→ Records provided

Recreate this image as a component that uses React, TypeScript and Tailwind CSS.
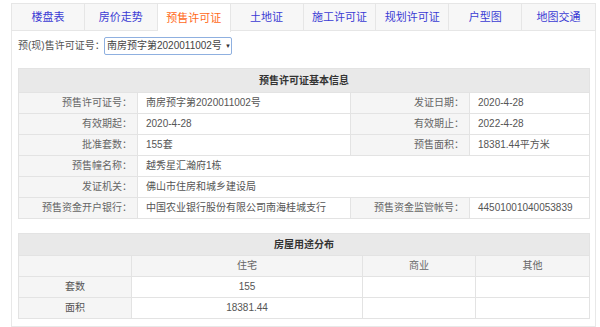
import React from "react";

const tabs = ["楼盘表", "房价走势", "预售许可证", "土地证", "施工许可证", "规划许可证", "户型图", "地图交通"];

const rows: [string, string, string?, string?][] = [
  ["预售许可证号：", "南房预字第2020011002号", "发证日期：", "2020-4-28"],
  ["有效期起：", "2020-4-28", "有效期止：", "2022-4-28"],
  ["批准套数：", "155套", "预售面积：", "18381.44平方米"],
  ["预售幢名称：", "越秀星汇瀚府1栋"],
  ["发证机关：", "佛山市住房和城乡建设局"],
  ["预售资金开户银行：", "中国农业银行股份有限公司南海桂城支行", "预售资金监管帐号：", "44501001040053839"],
];

const cell = "border border-[#e3e3e3] h-[21px] p-0 whitespace-nowrap overflow-hidden";
const label = `${cell} bg-[#f5f5f5] text-right pr-[5px] text-[#666]`;
const value = `${cell} bg-white pl-[8px] text-[#555]`;

export default function App() {
  return (
    <div
      className="w-[600px] h-[327px] bg-white pt-[3px] pl-[11px] text-[10px] leading-none"
      style={{ fontFamily: '"Liberation Sans", "Noto Sans CJK SC", sans-serif' }}
    >
      <div className="w-[585px]">
        <div className="flex h-[28px] bg-[#f7f7f7] border border-[#e6e6e6]">
          {tabs.map((t, i) => (
            <div
              key={t}
              className={
                "w-[73px] flex items-center justify-center text-[11px] border-r border-[#e6e6e6] last:border-r-0 " +
                (i === 2 ? "bg-white text-[#ff6a1a] h-[28px]" : "text-[#3b3bd4]")
              }
            >
              {t}
            </div>
          ))}
        </div>
        <div className="border-x border-b border-[#e8e8e8] pl-[6px] pt-[6px] pb-[7px]">
          <div className="flex items-center h-[18px]">
            <span className="text-[#555] w-[86px] whitespace-nowrap">预(现)售许可证号：</span>
            <div className="w-[128px] h-[18px] border border-[#8fb0e0] rounded-[2px] flex items-center pl-[2px] text-[#444] whitespace-nowrap">
              <span>南房预字第2020011002号</span>
              <span className="ml-[3px] text-[6px] text-[#333]">▼</span>
            </div>
          </div>

          <table className="mt-[13px] w-[571px] border-collapse table-fixed">
            <colgroup>
              <col className="w-[119px]" />
              <col className="w-[213px]" />
              <col className="w-[119px]" />
              <col className="w-[120px]" />
            </colgroup>
            <tbody>
              <tr>
                <td colSpan={4} className="border border-[#e3e3e3] bg-[#e9e9e9] h-[24px] p-0 text-center font-bold text-[#333]">
                  预售许可证基本信息
                </td>
              </tr>
              {rows.map((r) => (
                <tr key={r[0]}>
                  <td className={label}>{r[0]}</td>
                  {r[2] ? (
                    <>
                      <td className={value}>{r[1]}</td>
                      <td className={label}>{r[2]}</td>
                      <td className={value}>{r[3]}</td>
                    </>
                  ) : (
                    <td colSpan={3} className={value}>{r[1]}</td>
                  )}
                </tr>
              ))}
            </tbody>
          </table>

          <table className="mt-[14px] w-[571px] border-collapse table-fixed text-center">
            <colgroup>
              <col className="w-[113px]" />
              <col className="w-[231px]" />
              <col className="w-[113px]" />
              <col className="w-[114px]" />
            </colgroup>
            <tbody>
              <tr>
                <td colSpan={4} className="border border-[#e3e3e3] bg-[#e9e9e9] h-[22px] p-0 font-bold text-[#333]">
                  房屋用途分布
                </td>
              </tr>
              <tr className="bg-[#f5f5f5] text-[#666]">
                <td className={cell}></td>
                <td className={cell}>住宅</td>
                <td className={cell}>商业</td>
                <td className={cell}>其他</td>
              </tr>
              <tr className="text-[#555]">
                <td className={`${cell} bg-[#f5f5f5]`}>套数</td>
                <td className={cell}>155</td>
                <td className={cell}></td>
                <td className={cell}></td>
              </tr>
              <tr className="text-[#555]">
                <td className={`${cell} bg-[#f5f5f5]`}>面积</td>
                <td className={cell}>18381.44</td>
                <td className={cell}></td>
                <td className={cell}></td>
              </tr>
            </tbody>
          </table>
        </div>
      </div>
    </div>
  );
}
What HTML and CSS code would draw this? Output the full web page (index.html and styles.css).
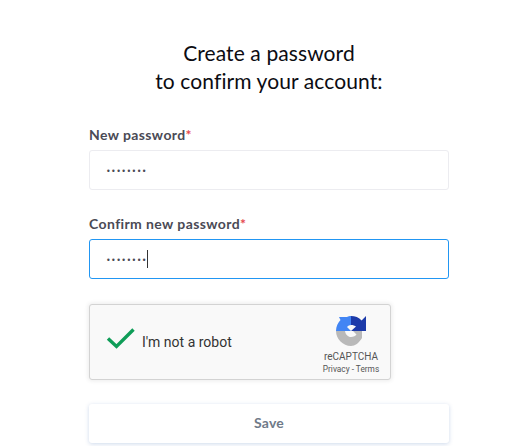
FILE: index.html
```html
<html>

<head>
  <link rel="stylesheet" href="styles.css">
</head>

<body>

  <div class="container">
    <h1 class="title">Create a password<br>to confirm your account:</h1>

    <div class="field">
      <p class="field-label">New password<span class="required">*</span></p>
      <div class="field-input"><span class="dots">••••••••</span></div>
    </div>

    <div class="field">
      <p class="field-label">Confirm new password<span class="required">*</span></p>
      <div class="field-input field-input-focus"><span class="dots">••••••••</span><span class="caret"></span></div>
    </div>

    <div class="captcha">
      <svg class="captcha-check" width="30" height="22" viewBox="0 0 30 22">
        <path d="M2 11.5 L10.5 19.5 L27.5 2.5" fill="none" stroke="#0f9d58" stroke-width="3.4" />
      </svg>
      <span class="captcha-text">I'm not a robot</span>
      <div class="captcha-brand">
        <svg class="captcha-logo" width="30" height="31" viewBox="0 0 30 31">
          <path d="M15 0 C19 0 23 1.5 25.6 4.4 L30 0 V15 H15 L20 10.5 C19 9.7 17 9 15 9 Z" fill="#1c3aa9" />
          <path d="M15 0 V9 C13.5 9 12 9.7 11 11 L15 15 H0 C0 10.5 2 6.5 4.5 4 L3 1 H11 C12.5 0.3 13.5 0 15 0 Z" fill="#4285f4" />
          <path d="M0 15 H9 C9.5 18.5 12 21 15 21 C17.5 21 19.5 20 20.5 18.5 L17 15 H26 V22 C23 27 19 30 15 30 C7 30 0 23 0 15 Z" fill="#b9b9b9" />
        </svg>
        <span class="captcha-name">reCAPTCHA</span>
        <span class="captcha-links">Privacy - Terms</span>
      </div>
    </div>

    <button class="save">Save</button>
  </div>

</body>

</html>
```

FILE: styles.css
```css
body {
  margin: 0;
  background-color: #fff;
  font-family: "Lato", sans-serif;
  overflow: hidden;
}

.container {
  width: 360px;
  margin-left: 89px;
  padding-top: 39px;
}

.title {
  margin: 0 0 30px -10px;
  width: 380px;
  font-size: 21px;
  font-weight: 400;
  line-height: 28px;
  letter-spacing: 0.1px;
  text-align: center;
  color: #0c0c12;
}

.field {
  margin-bottom: 24px;
}

.field-label {
  margin: 0 0 5px 0;
  font-size: 14px;
  font-weight: 700;
  line-height: 20px;
  letter-spacing: 0.4px;
  color: #4a4a55;
}

.required {
  color: #e5484d;
}

.field-input {
  display: flex;
  align-items: center;
  height: 40px;
  box-sizing: border-box;
  padding-left: 16px;
  border: 1px solid #ececf0;
  border-radius: 3px;
}

.field-input-focus {
  border-color: #2196f3;
}

.dots {
  padding-top: 2px;
  font-family: "DejaVu Sans", sans-serif;
  font-size: 8px;
  letter-spacing: 0.4px;
  color: #4a4a55;
}

.caret {
  width: 1px;
  height: 18px;
  background-color: #333;
}

.captcha {
  display: flex;
  align-items: center;
  width: 302px;
  height: 76px;
  box-sizing: border-box;
  margin-top: 25px;
  padding-left: 16px;
  border: 1px solid #d3d3d3;
  border-radius: 3px;
  background-color: #f9f9f9;
  box-shadow: 0 0 4px 1px rgba(0, 0, 0, 0.08);
}

.captcha-check {
  margin-top: -8px;
}

.captcha-text {
  margin-left: 6px;
  font-family: "Roboto", sans-serif;
  font-size: 14px;
  color: #333;
}

.captcha-brand {
  display: flex;
  flex-direction: column;
  align-items: center;
  align-self: flex-start;
  width: 70px;
  margin-left: auto;
  margin-right: 4px;
  padding-top: 11px;
}

.captcha-logo {
  margin-bottom: 3px;
}

.captcha-name {
  font-family: "Roboto", sans-serif;
  font-size: 10px;
  line-height: 13px;
  color: #555;
}

.captcha-links {
  font-family: "Roboto", sans-serif;
  font-size: 8.3px;
  line-height: 12px;
  color: #555;
}

.save {
  display: block;
  width: 360px;
  height: 39px;
  margin-top: 24px;
  padding-bottom: 3px;
  border: 0;
  border-radius: 3px;
  background-color: #fff;
  box-shadow: 0 1px 4px rgba(90, 130, 190, 0.3);
  font-family: "Lato", sans-serif;
  font-size: 14px;
  font-weight: 700;
  letter-spacing: 0.2px;
  color: #6f7a88;
}
```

→ What this task involves
List each line in the listing that contains the string "styles".

→ Solution to the exercise
What HTML and CSS code would draw this? Output the full web page (index.html and styles.css).
  <link rel="stylesheet" href="styles.css">
FILE: styles.css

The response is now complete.